Bearing that in mind, I found the film to be quite a profound experience the second time around. With Pomegranates, Paradjanov attempts to penetrate the soul of the tormented artist, and the 'character' of Sayat Nova here is really little more than an abstract concept that allows the director to channel his own insecurities and tribulations through the poet's textual presence. Thus, I think the film is permeated by a stark emotional clarity that manifests itself most notably in the numerous intertitles, all of which seem to reveal the artist's increasing despair. A typical refrain such as "In this healthy and beautiful life, my share has been nothing but suffering" suddenly becomes infused with much greater depth of meaning when one realizes this. Pomegranates is essentially a filmic embodiment of that very quote, no? The poetry that accompanies the artist's on-screen journey via the expository intertitles articulates the latter, more despondent part of the line. But Paradjanov achieves a remarkable balance between the despair which punctuates the film, and the visual content which enlivens the first half of the sentence. The director is very much attuned to the joys of life, and Pomegranate's vibrant imagery emphatically celebrates the beauty of this decidedly Armenian existence.

It's the co-existence of these two basic strands - happiness and sadness - that make the artist's suffering (and consequently, Paradjanov's achievement) all the more poignant. The former exposes the extent of the latter as I see it, and the fact that the artist's desperation prevails despite the creation of this sumptuous filmic environment strikes me as a pretty affirmative statement on the director's part. The reconciliation of Armenian culture and history with the soul of the artist is denied (until he achieves a debatable transcendence at film's end, at least), and I sense the presence of external forces in this refusal? There's a potential critique of the Soviet regime, but I'm unsure as to whether I could come up with any particular examples off the top of my head... perhaps the return to the image of the 'bleeding' pomegranates, that are apparently symbolic of fertility in Armenia? (Thank you, Wikipedia!) Although, as we've established, the content of the film is an act of defiance in itself. Moreover, I think Paradjanov astutely notes the transience of the cultural mores that he so relishes. By working with the past, he highlights the discrepancy with the present. The distinct religious/biblical imagery and the parallels that the director creates between Sayat Nova and Christ mark a concerted attempt to elevate these traditions into the realm of the timeless through the medium of film.

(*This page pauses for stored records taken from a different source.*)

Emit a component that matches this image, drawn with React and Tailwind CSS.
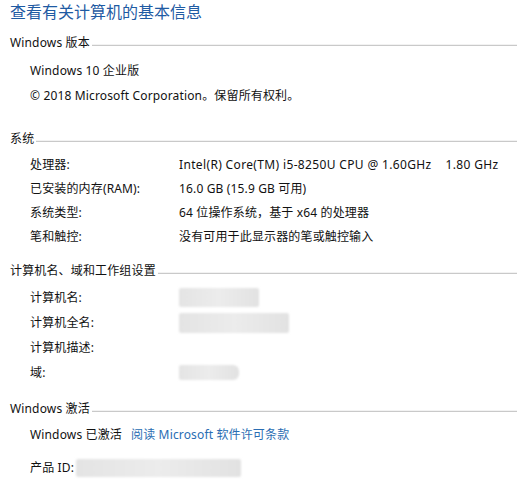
import React from "react";

const font = { fontFamily: '"Segoe UI", "Noto Sans", "Noto Sans CJK SC", sans-serif' };

function Header({ children, className = "" }) {
  return (
    <div className={"flex items-center h-[20px] pl-[10px] " + className}>
      <span className="whitespace-nowrap">{children}</span>
      <div className="flex-1 ml-[2px] mt-[3px] flex flex-col">
        <div className="h-px bg-[#f2f2f2]" />
        <div className="h-px bg-[#c9c9c9]" />
      </div>
    </div>
  );
}

function Row({ label, children, h = "h-[24px]" }) {
  return (
    <div className={"flex items-center pl-[30px] " + h}>
      <span className="w-[149px] shrink-0 whitespace-nowrap">{label}</span>
      <div className="flex items-center whitespace-nowrap">{children}</div>
    </div>
  );
}

function Blur({ w, h, className = "" }) {
  return (
    <div
      className={"rounded-[2px] blur-[1px] bg-gradient-to-r from-[#e4e4e4] via-[#ececec] to-[#e2e2e2] " + className}
      style={{ width: w, height: h }}
    />
  );
}

export default function App() {
  return (
    <div className="w-[517px] h-[497px] bg-white text-[12px] tracking-[0.15px] text-[#111] overflow-hidden" style={font}>
      <div className="h-[24px] leading-[24px] pl-[10px] text-[16px] tracking-normal text-[#1f5ba3]">
        查看有关计算机的基本信息
      </div>

      <Header className="mt-[9px]">Windows 版本</Header>
      <div className="mt-[5px] flex items-center h-[25px] pl-[30px]">Windows 10 企业版</div>
      <div className="flex items-center h-[25px] pl-[30px]">© 2018 Microsoft Corporation。保留所有权利。</div>

      <Header className="mt-[21px]">系统</Header>
      <div className="mt-[4px]">
        <Row label="处理器:">
          <span className="tracking-[0.35px]">Intel(R) Core(TM) i5-8250U CPU @ 1.60GHz</span>
          <span className="ml-[14px] tracking-[0.35px]">1.80 GHz</span>
        </Row>
        <Row label="已安装的内存(RAM):">16.0 GB (15.9 GB 可用)</Row>
        <Row label="系统类型:">64 位操作系统，基于 x64 的处理器</Row>
        <Row label="笔和触控:">没有可用于此显示器的笔或触控输入</Row>
      </div>

      <Header className="mt-[12px]">计算机名、域和工作组设置</Header>
      <div className="mt-[4px]">
        <Row label="计算机名:" h="h-[25px]">
          <Blur w={80} h={19} />
        </Row>
        <Row label="计算机全名:" h="h-[25px]">
          <Blur w={110} h={20} />
        </Row>
        <Row label="计算机描述:" h="h-[25px]" />
        <Row label="域:" h="h-[25px]">
          <Blur w={60} h={15} className="rounded-r-[6px]" />
        </Row>
      </div>

      <Header className="mt-[14px]">Windows 激活</Header>
      <div className="mt-[4px] flex items-center h-[24px] pl-[30px] whitespace-nowrap">
        Windows 已激活
        <span className="ml-[9px] text-[#2a6db3]">阅读 Microsoft 软件许可条款</span>
      </div>
      <div className="mt-[9px] flex items-center h-[24px] pl-[30px] whitespace-nowrap">
        产品 ID:
        <Blur w={165} h={18} className="ml-[2px]" />
      </div>
    </div>
  );
}
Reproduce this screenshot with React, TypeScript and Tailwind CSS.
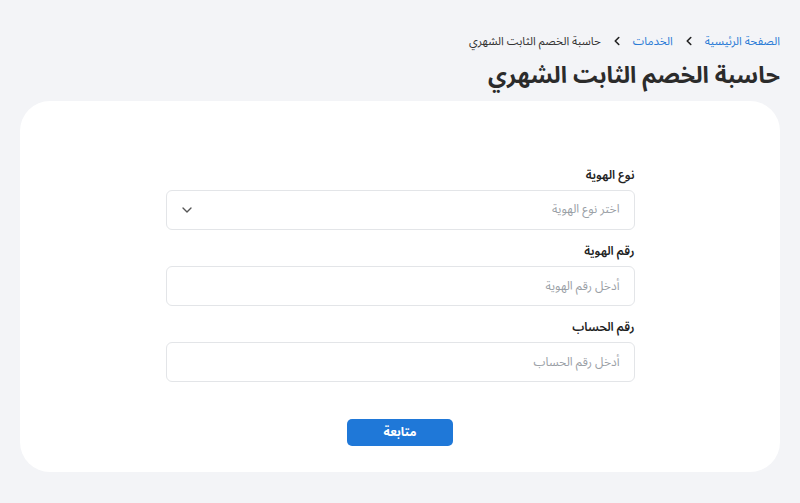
import { ChevronDown } from "lucide-react";

const fields = [
  { id: "idNumber", label: "رقم الهوية", placeholder: "أدخل رقم الهوية" },
  { id: "account", label: "رقم الحساب", placeholder: "أدخل رقم الحساب" },
];

function Chevron() {
  return (
    <svg viewBox="0 0 24 24" className="h-[14px] w-[14px] text-[#222]" fill="none" stroke="currentColor" strokeWidth={2.8} strokeLinecap="round" strokeLinejoin="round">
      <polyline points="15 18 9 12 15 6" />
    </svg>
  );
}

export default function App() {
  return (
    <div
      dir="rtl"
      className="min-h-[503px] bg-[#f3f4f7] px-5 pt-[31px] pb-8 text-[#1f2328]"
      style={{ fontFamily: '"Noto Sans Arabic", "Noto Sans", "DejaVu Sans", sans-serif' }}
    >
      <nav className="flex items-center gap-[9px] text-[11.5px] leading-5">
        <a className="text-[#2a7bd6]">الصفحة الرئيسية</a>
        <Chevron />
        <a className="text-[#2a7bd6]">الخدمات</a>
        <Chevron />
        <span className="text-[#333]">حاسبة الخصم الثابت الشهري</span>
      </nav>
      <h1 className="mt-[5px] text-[23px] font-bold leading-[40px] text-[#2b2b2b]">
        حاسبة الخصم الثابت الشهري
      </h1>

      <div className="mt-[5px] rounded-[30px] bg-white px-6 pt-[65px] pb-[26px]">
        <form className="mx-auto flex w-[469px] flex-col">
          <label className="mb-[4px] text-[12px] font-semibold leading-5 text-[#222]">
            نوع الهوية
          </label>
          <div className="flex h-10 items-center justify-between rounded-md border border-[#e3e5e8] bg-white pr-[14px] pl-3">
            <span className="text-[12px] text-[#9aa0a6]">اختر نوع الهوية</span>
            <ChevronDown className="h-4 w-4 text-[#555]" strokeWidth={2} />
          </div>

          {fields.map((f) => (
            <div key={f.id} className="mt-[12px] flex flex-col">
              <label className="mb-[4px] text-[12px] font-semibold leading-5 text-[#222]">
                {f.label}
              </label>
              <input
                placeholder={f.placeholder}
                className="h-10 rounded-md border border-[#e3e5e8] bg-white pr-[14px] text-[12px] outline-none placeholder:text-[#9aa0a6]"
              />
            </div>
          ))}

          <button
            type="button"
            className="mx-auto mt-[37px] h-[27px] w-[106px] rounded-[5px] bg-[#1f78d8] text-[12px] font-bold text-white"
          >
            متابعة
          </button>
        </form>
      </div>
    </div>
  );
}
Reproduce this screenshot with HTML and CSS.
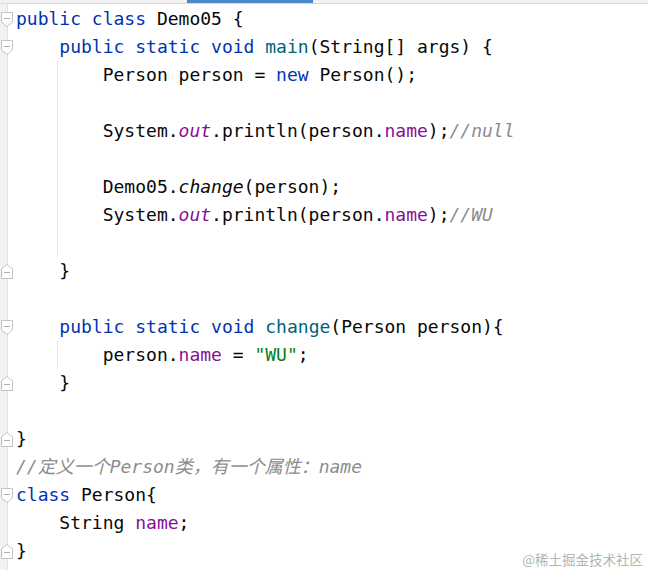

And that brings me onto the last issue that I wanted to discuss, which is basically the specific role of art in Paradjanov's world. I think I've already implied that Pomegranates is markedly different from anything else that I've ever seen... but how so! The director's unnervingly static camera is compensated by the visual opulence within the frame. And the 'characters' that inhabit it are almost confrontational in the way that they frequently stare directly at the audience (which distorts the privilege of our cinematic gaze somewhat). Furthermore, there's his use of sound which threatens to render the diegetic as non-diegetic?! Either way, the film strips away the cinematic language that we draw comfort from, and remoulds the essence of the medium (the visual image) into something that's at once both archaic (the use of tableaux + Christian tapestry) and thoroughly modern (had this been done before, in this style?).

There's a glorious moment in the film where a number of saz seem to be floating in mid-air, as if they've surpassed the limitations of reality and have attained the status of metaphysical objects. The saz of course, is the instrument of the kerib, and in Pomegranates this equates to the artist. The transcendence of these guitars then, is a beautiful encapsulation of the redeeming qualities of art. And that is probably the message that most resonates with me here. Sayat Nova the man may no longer be with us, but Sayat Nova the artist is immortal. The Colour of Pomegranates, imo, proves that the same is true of Sergei Paradjanov.